The goal is to have the restaurant building reconfigured by April 1, Waters said, explain that the plan is to take 620 square feet of the existing grill room and convert the bar there into a pro shop; the retractable wall that is there now would be made into a permanent wall, with glass on the upper part and a chair rail-height wood, so that the golfers in the pro shop see the restaurant business.
Swing doors would invite golfers into the restaurant during the day, a cross pollination, he said.
The Zoning Commission’s Plan Review Committee last week indicated no objection to the plan.
The Authority has been asking Corporation Counsel to change the lease since February, Waters said. Although Authority members have sought to simplify the existing lease from 64 pages to 12, they’re now asking that the city expedite the approval of a bar so that the work can be done, and address other lease issues later, Crowley said Thursday.

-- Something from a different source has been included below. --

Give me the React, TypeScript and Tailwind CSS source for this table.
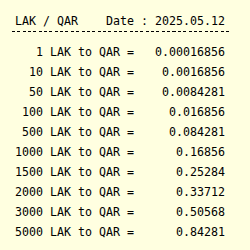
const rows: [number, string][] = [
  [1, "0.00016856"],
  [10, "0.0016856"],
  [50, "0.0084281"],
  [100, "0.016856"],
  [500, "0.084281"],
  [1000, "0.16856"],
  [1500, "0.25284"],
  [2000, "0.33712"],
  [3000, "0.50568"],
  [5000, "0.84281"],
];

export default function App() {
  return (
    <div className="h-[250px] w-[250px] overflow-hidden bg-[#ffffe0] pt-[11px] text-[11.63px] leading-5 text-black [font-family:'DejaVu_Sans_Mono',monospace]">
      <div className="pl-[15px] whitespace-pre">{"LAK / QAR    Date : 2025.05.12"}</div>
      <div className="ml-[12px] h-px w-[219px] bg-[repeating-linear-gradient(to_right,#000_0_3px,transparent_3px_5.35px)]" />
      <div className="mt-[10px] flex flex-col pl-[15px]">
        {rows.map(([amount, value]) => (
          <div key={amount} className="whitespace-pre">
            {`${String(amount).padStart(4, " ")} LAK to QAR = ${value.padStart(12, " ")}`}
          </div>
        ))}
      </div>
    </div>
  );
}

The Authority owes the city $2 million, a payment of about $131,000 a year, Crowley said. The rent reduction to Haouari and LaForte has added up to about $100,000 that did not come in.
“It’s no secret. That building was built for $2.5 million, we had it appraised, and its appraised for about $1 million,” Crowley said.
Golf course revenues are up from last year, Crowley and Waters said.
Finance Director Bob Barron said at Thursday’s Finance Committee meeting that OHPA did not make its full $131,000 payment in September.
“They gave us $52,000 and then they owe us $79,000,” he said, attributing the deficiency to revenue lost while the park was being renovated.
OHPA members plan to pay the rest by June, at the latest, and promise to give an update in January when they have better idea of how they are weathering the winter, Barron told Council members.
From June to October, the golf course brought in $854,000 and expenses were $631,000, he said, and “Clearly, the course is bringing in more revenue than they are spending, for this period report, they are actually performing better than in the prior year.”
As for Haouari and LaForte, “It is supposed to be a family restaurant,” Crowley said. “They signed a lease to be a family restaurant and to serve the golfers, it’s right in the lease. A couple of years ago, they said, ‘We don’t want to do that, we want to do catering. We will be around to service lunch and dinner but if we have a party, they’re the first priority. It’s not working. That wasn’t a good business plan.”
With new operators, “the first thing is to you know take a hit, maybe the first year or two, get the service working and get people to now it’s there,” Waters said. “Get a good established business in there and then hopefully, if they’re good enough, they make enough money, we make enough money.”